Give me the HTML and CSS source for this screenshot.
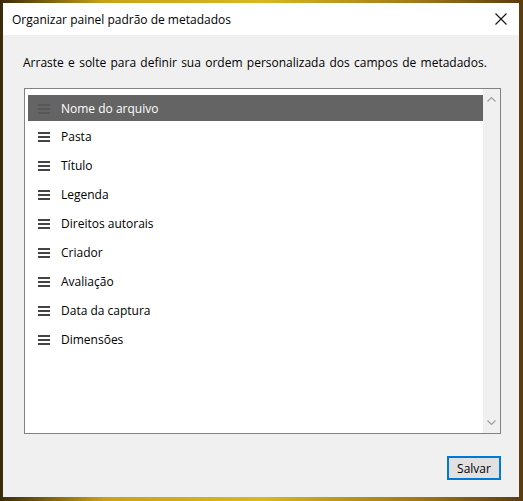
FILE: index.html
```html
<!DOCTYPE html>
<html lang="pt-BR">
<head>
    <meta charset="UTF-8">
    <title>Organizar painel padrão de metadados</title>
    <link rel="stylesheet" href="styles.css">
</head>
<body>
    <div class="dialog">
        <div class="title-bar">
            <span class="title">Organizar painel padrão de metadados</span>
            <svg class="close" width="12" height="12" viewBox="0 0 12 12">
                <path d="M0.5 0.5 L11.5 11.5 M11.5 0.5 L0.5 11.5" stroke="#111" stroke-width="1.1" fill="none"/>
            </svg>
        </div>
        <div class="content">
            <p class="hint">Arraste e solte para definir sua ordem personalizada dos campos de metadados.</p>
            <div class="list-box">
                <ul class="fields">
                    <li class="selected"><span class="grip"></span>Nome do arquivo</li>
                    <li><span class="grip"></span>Pasta</li>
                    <li><span class="grip"></span>Título</li>
                    <li><span class="grip"></span>Legenda</li>
                    <li><span class="grip"></span>Direitos autorais</li>
                    <li><span class="grip"></span>Criador</li>
                    <li><span class="grip"></span>Avaliação</li>
                    <li><span class="grip"></span>Data da captura</li>
                    <li><span class="grip"></span>Dimensões</li>
                </ul>
                <div class="scrollbar">
                    <svg width="9" height="5" viewBox="0 0 9 5"><path d="M0.5 4.5 L4.5 0.5 L8.5 4.5" stroke="#a0a0a0" stroke-width="1.2" fill="none"/></svg>
                    <svg width="9" height="5" viewBox="0 0 9 5"><path d="M0.5 0.5 L4.5 4.5 L8.5 0.5" stroke="#a0a0a0" stroke-width="1.2" fill="none"/></svg>
                </div>
            </div>
            <div class="actions">
                <button type="button">Salvar</button>
            </div>
        </div>
    </div>
</body>
</html>
```

FILE: styles.css
```css
* {
    margin: 0;
    padding: 0;
    box-sizing: border-box;
}

body {
    width: 523px;
    height: 501px;
    padding: 3px 4px 4px 3px;
    background: linear-gradient(90deg, #3a2a08 0%, #c9a21a 20%, #d8b820 50%, #a07818 80%, #5a3c10 100%);
    font-family: 'Open Sans', 'Noto Sans', sans-serif;
    font-size: 12px;
    color: #000;
}

.dialog {
    height: 100%;
    display: flex;
    flex-direction: column;
    background: #f0f0f0;
}

.title-bar {
    height: 32px;
    background: #fff;
    display: flex;
    align-items: center;
    justify-content: space-between;
    padding: 0 12px 0 9px;
}

.content {
    flex: 1;
    display: flex;
    flex-direction: column;
    padding: 19px 18px 17px 20px;
}

.hint {
    line-height: 18px;
    margin-bottom: 16px;
    word-spacing: 1.2px;
}

.list-box {
    height: 346px;
    margin-left: 1px;
    border: 1px solid #828282;
    background: #fff;
    display: flex;
    padding: 4px 0 0 3px;
}

.fields {
    list-style: none;
    flex: 1;
}

.fields li {
    height: 29px;
    display: flex;
    align-items: center;
    padding-left: 10px;
}

.fields li.selected {
    padding-top: 2px;
    background: linear-gradient(#fff 0, #fff 2px, #646464 2px, #646464 28px, #fff 28px);
    color: #fff;
}

.grip {
    width: 12px;
    height: 10px;
    margin-right: 11px;
    border-top: 2px solid #444;
    border-bottom: 2px solid #444;
    position: relative;
}

.grip::after {
    content: "";
    position: absolute;
    left: 0;
    right: 0;
    top: 2px;
    height: 2px;
    background: #444;
}

.selected .grip {
    border-color: #575757;
}

.selected .grip::after {
    background: #575757;
}

.scrollbar {
    width: 17px;
    margin-top: -4px;
    background: #f0f0f0;
    display: flex;
    flex-direction: column;
    justify-content: space-between;
    align-items: center;
    padding: 8px 0 8px;
}

.actions {
    margin-top: auto;
    display: flex;
    justify-content: flex-end;
}

button {
    width: 54px;
    height: 24px;
    border: 2px solid #0078d7;
    background: #e1e1e1;
    font-family: inherit;
    font-size: 12px;
    color: #000;
}
```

▶ [THE TASK]
Restate the listing above word for word, and skip the pictures.

▶ [RESULT OF THIS EXERCISE]
Give me the HTML and CSS source for this screenshot.
FILE: index.html
```html
<!DOCTYPE html>
<html lang="pt-BR">
<head>
    <meta charset="UTF-8">
    <title>Organizar painel padrão de metadados</title>
    <link rel="stylesheet" href="styles.css">
</head>
<body>
    <div class="dialog">
        <div class="title-bar">
            <span class="title">Organizar painel padrão de metadados</span>
            <svg class="close" width="12" height="12" viewBox="0 0 12 12">
                <path d="M0.5 0.5 L11.5 11.5 M11.5 0.5 L0.5 11.5" stroke="#111" stroke-width="1.1" fill="none"/>
            </svg>
        </div>
        <div class="content">
            <p class="hint">Arraste e solte para definir sua ordem personalizada dos campos de metadados.</p>
            <div class="list-box">
                <ul class="fields">
                    <li class="selected"><span class="grip"></span>Nome do arquivo</li>
                    <li><span class="grip"></span>Pasta</li>
                    <li><span class="grip"></span>Título</li>
                    <li><span class="grip"></span>Legenda</li>
                    <li><span class="grip"></span>Direitos autorais</li>
                    <li><span class="grip"></span>Criador</li>
                    <li><span class="grip"></span>Avaliação</li>
                    <li><span class="grip"></span>Data da captura</li>
                    <li><span class="grip"></span>Dimensões</li>
                </ul>
                <div class="scrollbar">
                    <svg width="9" height="5" viewBox="0 0 9 5"><path d="M0.5 4.5 L4.5 0.5 L8.5 4.5" stroke="#a0a0a0" stroke-width="1.2" fill="none"/></svg>
                    <svg width="9" height="5" viewBox="0 0 9 5"><path d="M0.5 0.5 L4.5 4.5 L8.5 0.5" stroke="#a0a0a0" stroke-width="1.2" fill="none"/></svg>
                </div>
            </div>
            <div class="actions">
                <button type="button">Salvar</button>
            </div>
        </div>
    </div>
</body>
</html>
```

FILE: styles.css
```css
* {
    margin: 0;
    padding: 0;
    box-sizing: border-box;
}

body {
    width: 523px;
    height: 501px;
    padding: 3px 4px 4px 3px;
    background: linear-gradient(90deg, #3a2a08 0%, #c9a21a 20%, #d8b820 50%, #a07818 80%, #5a3c10 100%);
    font-family: 'Open Sans', 'Noto Sans', sans-serif;
    font-size: 12px;
    color: #000;
}

.dialog {
    height: 100%;
    display: flex;
    flex-direction: column;
    background: #f0f0f0;
}

.title-bar {
    height: 32px;
    background: #fff;
    display: flex;
    align-items: center;
    justify-content: space-between;
    padding: 0 12px 0 9px;
}

.content {
    flex: 1;
    display: flex;
    flex-direction: column;
    padding: 19px 18px 17px 20px;
}

.hint {
    line-height: 18px;
    margin-bottom: 16px;
    word-spacing: 1.2px;
}

.list-box {
    height: 346px;
    margin-left: 1px;
    border: 1px solid #828282;
    background: #fff;
    display: flex;
    padding: 4px 0 0 3px;
}

.fields {
    list-style: none;
    flex: 1;
}

.fields li {
    height: 29px;
    display: flex;
    align-items: center;
    padding-left: 10px;
}

.fields li.selected {
    padding-top: 2px;
    background: linear-gradient(#fff 0, #fff 2px, #646464 2px, #646464 28px, #fff 28px);
    color: #fff;
}

.grip {
    width: 12px;
    height: 10px;
    margin-right: 11px;
    border-top: 2px solid #444;
    border-bottom: 2px solid #444;
    position: relative;
}

.grip::after {
    content: "";
    position: absolute;
    left: 0;
    right: 0;
    top: 2px;
    height: 2px;
    background: #444;
}

.selected .grip {
    border-color: #575757;
}

.selected .grip::after {
    background: #575757;
}

.scrollbar {
    width: 17px;
    margin-top: -4px;
    background: #f0f0f0;
    display: flex;
    flex-direction: column;
    justify-content: space-between;
    align-items: center;
    padding: 8px 0 8px;
}

.actions {
    margin-top: auto;
    display: flex;
    justify-content: flex-end;
}

button {
    width: 54px;
    height: 24px;
    border: 2px solid #0078d7;
    background: #e1e1e1;
    font-family: inherit;
    font-size: 12px;
    color: #000;
}
```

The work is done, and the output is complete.